А что до взглядов, которые скрещиваются, то это уже — от мастерства Сурикова. Ибо такое ощущение действительно приходит, когда смотришь на полотно, хотя ничего подобного там не изображено. Столкновение характеров доведено до ощущения зримого столкновения человеческих взглядов.
Искусствоведы, когда речь заходит об этой картине, часто развивают такую концепцию: симпатии Сурикова на стороне стрельцов, они для него — олицетворение народа в трагический, переломный момент истории. Но он понимает и историческую правоту Петра и противопоставляет хаосу, разрозненности старой Руси, воплощённой в стрельцах, порядок, чёткость, государственность. Не случайно, мол, стрельцы изображены на фоне пёстрой, хаотичной архитектуры древнего храма, а Пётр — на фоне крепостных башен Кремля, олицетворяющих эту самую государственность.

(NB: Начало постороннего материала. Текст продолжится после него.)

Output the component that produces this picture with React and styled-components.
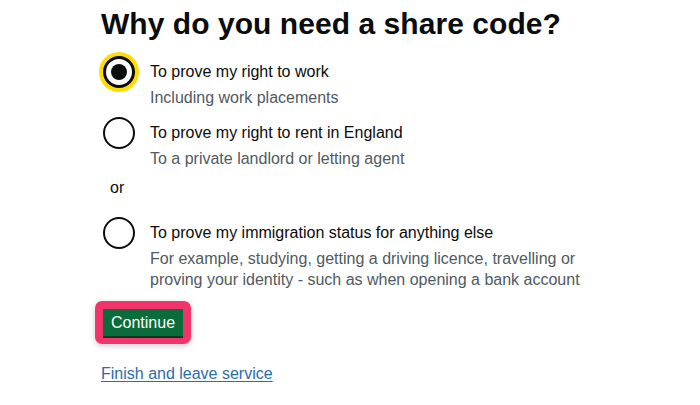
import styled, { createGlobalStyle } from "styled-components";

const GlobalStyle = createGlobalStyle`
  body {
    margin: 0;
    background: #ffffff;
    font-family: "Liberation Sans", Arial, sans-serif;
    color: #0b0c0c;
  }
`;

const Page = styled.main`
  padding: 5px 0 0 101px;
`;

const Heading = styled.h1`
  margin: 0 0 13px;
  font-size: 30px;
  line-height: 38px;
  font-weight: 700;
  letter-spacing: 0.05px;
`;

const Item = styled.label`
  display: flex;
  align-items: flex-start;
  gap: 15px;
  margin-top: ${(p) => p.$gap || 0}px;
  cursor: pointer;
`;

const Radio = styled.span`
  position: relative;
  flex: none;
  box-sizing: border-box;
  width: 32px;
  height: 32px;
  margin-left: 2px;
  border: ${(p) => (p.$checked ? 3 : 2)}px solid #0b0c0c;
  border-radius: 50%;
  background: #fff;
  box-shadow: ${(p) => (p.$focused ? "0 0 0 4px #ffdd00" : "none")};

  &::after {
    content: "";
    display: ${(p) => (p.$checked ? "block" : "none")};
    position: absolute;
    left: 5px;
    top: 5px;
    width: 16px;
    height: 16px;
    border-radius: 50%;
    background: #0b0c0c;
  }
`;

const Text = styled.span`
  display: flex;
  flex-direction: column;
  padding-top: 4px;
`;

const Label = styled.span`
  font-size: 16px;
  line-height: 24px;
`;

const Hint = styled.span`
  margin-top: 3px;
  font-size: 16px;
  line-height: 21px;
  color: #505a5f;
  max-width: 440px;
`;

const Divider = styled.div`
  margin: 8px 0 0 9px;
  font-size: 16px;
  line-height: 21px;
`;

const FocusRing = styled.span`
  display: inline-block;
  margin: 11px 0 0 -6px;
  padding: 8px;
  border-radius: 7px;
  background: #f3336c;
  box-shadow: 0 2px 6px rgba(0, 0, 0, 0.2);
`;

const Button = styled.button`
  display: block;
  margin: 0;
  padding: 4px 8px;
  border: 0;
  border-radius: 0;
  background: #0a6b3b;
  box-shadow: 0 2px 0 #003b1f;
  color: #ffffff;
  font-family: "Liberation Sans", Arial, sans-serif;
  font-size: 16px;
  line-height: 19px;
  cursor: pointer;
`;

const Link = styled.a`
  display: inline-block;
  margin-top: 19px;
  font-size: 16px;
  line-height: 21px;
  color: #2b6ea6;
  text-decoration: underline;
  text-underline-offset: 2px;
`;

const options = [
  {
    label: "To prove my right to work",
    hint: "Including work placements",
    checked: true,
  },
  {
    label: "To prove my right to rent in England",
    hint: "To a private landlord or letting agent",
    gap: 9,
  },
];

export default function App() {
  return (
    <>
      <GlobalStyle />
      <Page>
        <Heading>Why do you need a share code?</Heading>
        {options.map((o) => (
          <Item key={o.label} $gap={o.gap}>
            <Radio $checked={o.checked} $focused={o.checked} />
            <Text>
              <Label>{o.label}</Label>
              <Hint>{o.hint}</Hint>
            </Text>
          </Item>
        ))}
        <Divider>or</Divider>
        <Item $gap={19}>
          <Radio />
          <Text>
            <Label>To prove my immigration status for anything else</Label>
            <Hint>
              For example, studying, getting a driving licence, travelling or
              proving your identity - such as when opening a bank account
            </Hint>
          </Text>
        </Item>
        <div>
          <FocusRing>
            <Button>Continue</Button>
          </FocusRing>
        </div>
        <Link href="#">Finish and leave service</Link>
      </Page>
    </>
  );
}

Очень уж хочется вложить в голову Сурикова официальное, согласованное с политическими реалиями России XX, а теперь вот уже и XXI века понимание исторической роли Петра, в формирование которого немалая заслуга принадлежит и известному роману Алексея Толстого, и блистательному исполнению Николаем Симоновым роли Петра в кино.
Но ведь даже для Пушкин, буквально влюблённого в личность Петра, уже было ясно, что Петербург был построен им на костях сотен, тысяч крепостных, на трагедии маленького человека. Евгений в его «Медном всаднике» бунтует ведь не против личности Петра, а против подавления личности «маленького человека» его самодержавной волей.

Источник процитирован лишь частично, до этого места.